Gotham Knight

The past two weeks have been all about the sequel:  Hellboy II trumped Hellboy and, if all the arly reviews are any indication, so will The Dark Knight, apparently the Godfather II of comic book movies, which would automatically place it in the running for the greatest action movie of all time.  To get ready for The Dark Knight, I have been re-watching Batman Begins, a truly great film as well.  I also checked out the newly-released collection of animated short films called Batman:  Gotham Knight.

The series of short films supposedly bridge the gap between Batman Begins and the upcoming sequel.  Yet one does not have to see Christopher Nolan’s resurrection of the series to appreciate the shorts.  Indeed, these short films could depict any time in Batman’s legendary career.  Gotham Knight draws from some of the greatest animators in the business, all of whom contribute unique interpretations of Bruce Wayne/Batman and Gotham City.  The film also include some of the great baddies like Deadshot and Scarecrow.

These films are not just flashy animation, they are great stories too, especially the opening short, “Have I Got a Story For You.”  Academy Award winning screenwriter Josh Olson (A History of Violence) taps into the mythology and legend of Batman and explodes memory and storytelling in the process.  A group of teenagers at a skate park recount encounters with Batman with each tale growing taller than the next.  One kid becomes increasingly dejected as he is the only one who does not have a story to tell.  That is until a criminal comes crashing into the skate park followed by Batman in hot pursuit.  All the kids flee except the one with no story.  In the clouds of a smoke bomb that the criminal detonated, the kid saves Batman’s life by overtaking the criminal from behind as he tried to sneak up and stab the caped crusader.

While this first story is as much about our need for superhero stories as it is about Batman’s daring do, most of the following shorts focus on Bruce Wayne/Batman’s interior struggles and quest for revenge, justice, peace.  In Brian Azzarello‘s “Working Through Pain,” the storyteller pays close attention to Bruce Wayne’s/Batman’s quest to overcome pain, both physically and, by extension, psychologically, emotionally, and spiritually.

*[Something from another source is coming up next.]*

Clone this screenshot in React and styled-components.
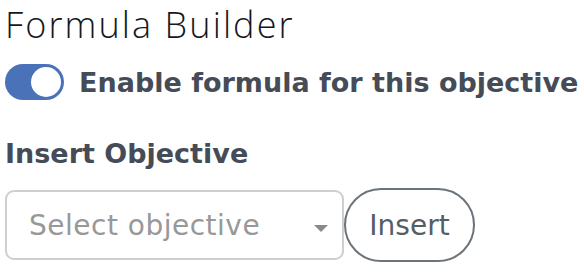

The special edition of the DVD also includes a host of very special special features.  These include a featurette that compares Batman to the villains he fights.  Another discusses the life and work of Batman creator Bob Kane.  Finally, Bruce Timm selects bonus episodes from Batman the Animated Series, the wildly popular, critically-acclaimed 90s afternoon delight.

For those of you who can’t wait until Friday…or Thursday night at midnight like me…check out the latest Batman film(s) to feed the appetite.

Batman:  Gotham Knight (75 mins.) is rated PG-13 for animated violence.